Particulate Matter Regulation: In July 2010, the EPA through its review of air quality standards for particulate matter laid the foundation for establishing the most stringent and unparalleled regulation of dust in our nation's history. EPA's draft policy assessment for particulate matter would disproportionately affect rural America and the ability of Oregon's farmers and ranchers to produce food and fiber for the world. Through these new standards, EPA has essentially proposed to reduce the particulate matter size to a point where everyday actions in rural America such as driving on gravel roads, harvesting grain or gathering cattle on the range would generate dust in violation of the standard. I have enclosed a letter from Members of Congress to the EPA regarding the agency's Second Draft Policy Assessment for particulate matter and its potential negative impacts.
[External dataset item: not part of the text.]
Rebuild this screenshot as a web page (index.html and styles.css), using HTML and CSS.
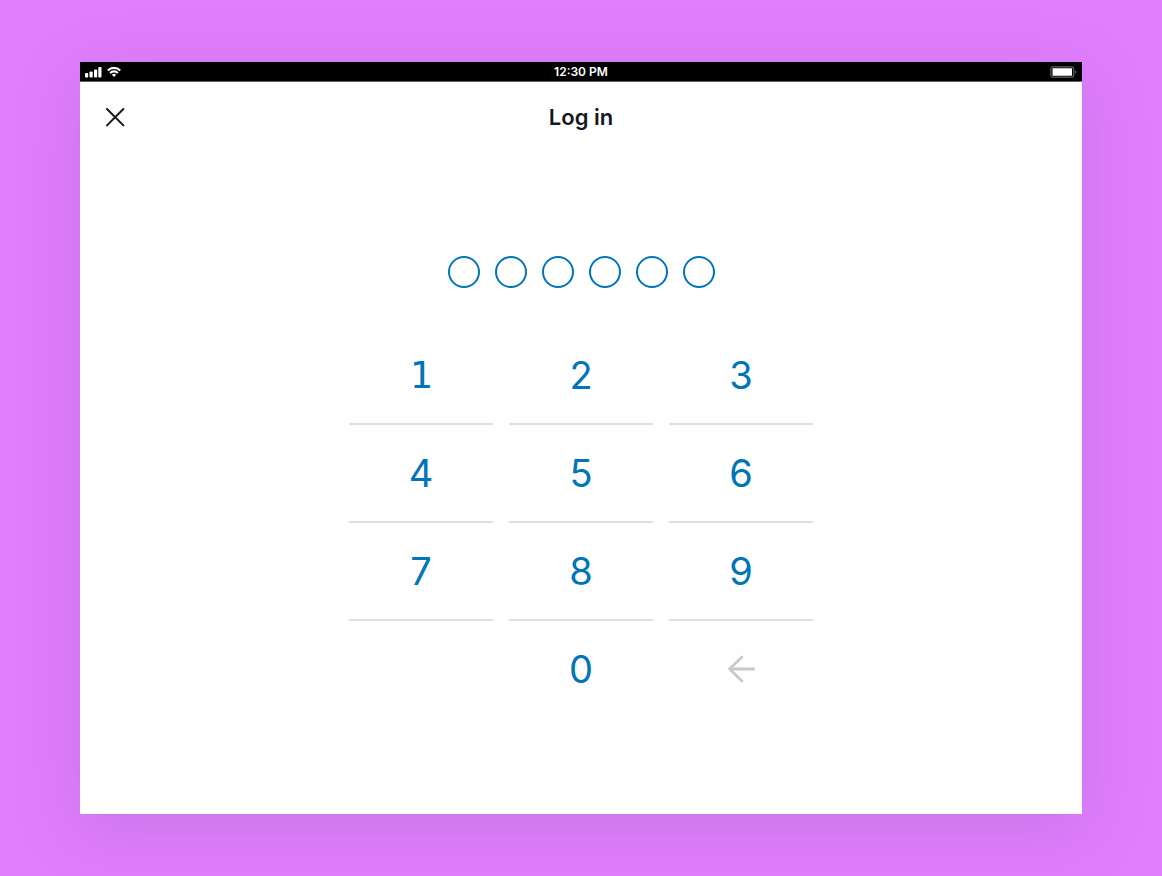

Tailoring Rule: In May 2010, the EPA's final PSD Tailoring Rule failed to recognize the carbon cycle of biogenic sources, such as renewable biomass, despite long standing national and international policy to the opposite. Central Oregon has at least two major biomass power proposals underway--projects that are expected to bring in nearly 100 jobs in a region where unemployment is over 14 percent. Nationally, one expert estimated that implementing this rule would cause a loss of $18 billion in capital investment. After numerous Congressional efforts to explain the carbon neutrality of biogenic sources, EPA in early January decided to postpone for three years the pre-construction permitting requirements under the Tailoring Rule for biomass and other biogenic emissions until a more thorough internal evaluation can be conducted. Although this is a positive step, I am concerned that the ambiguities surrounding EPA's treatment of biomass will only lead to three more years of uncertainty about how they will treat biomass from federal and private forest lands as a renewable resource. I am deeply concerned that the delay in consideration of this misguided rule will have a chilling effect on potential biomass power projects during the interim period. I have enclosed two letters from a bipartisan group of Members of Congress as well as EPA's response where from January 12, 2011 where it announced the three-year deferral.

Pesticide Buffer Zones: Last spring, the EPA issued an ultimatum to implement the National Marine Fisheries Service (NMFS) 2008 biological opinion (BIOP) for the use of certain pesticides in Oregon, Washington, California, Idaho, and other states. EPA's guidance, which was based on a flawed NMFS BIOP that EPA itself said "lacks a level of transparency necessary for EPA to understand NMFS's rationale for it opinion that the use of any of the pesticides will jeopardize the continued existence", failed to take into consideration the latest science or input from agriculture producers and will require producers in Oregon, Washington, California and Idaho to create 500-1,000 foot spray-free buffer zones around streams and rivers. This would have a devastating impact. In Oregon alone, 40 percent of agriculture lands would have to be taken out of production to comply with a 500-foot buffer zone requirement--up to 67 percent with 1,000 foot buffers. I've enclosed a letter I sent with other members of the northwest delegation to express concerns about the EPA's reliance on a flawed process to implement these job-destroying buffer zones.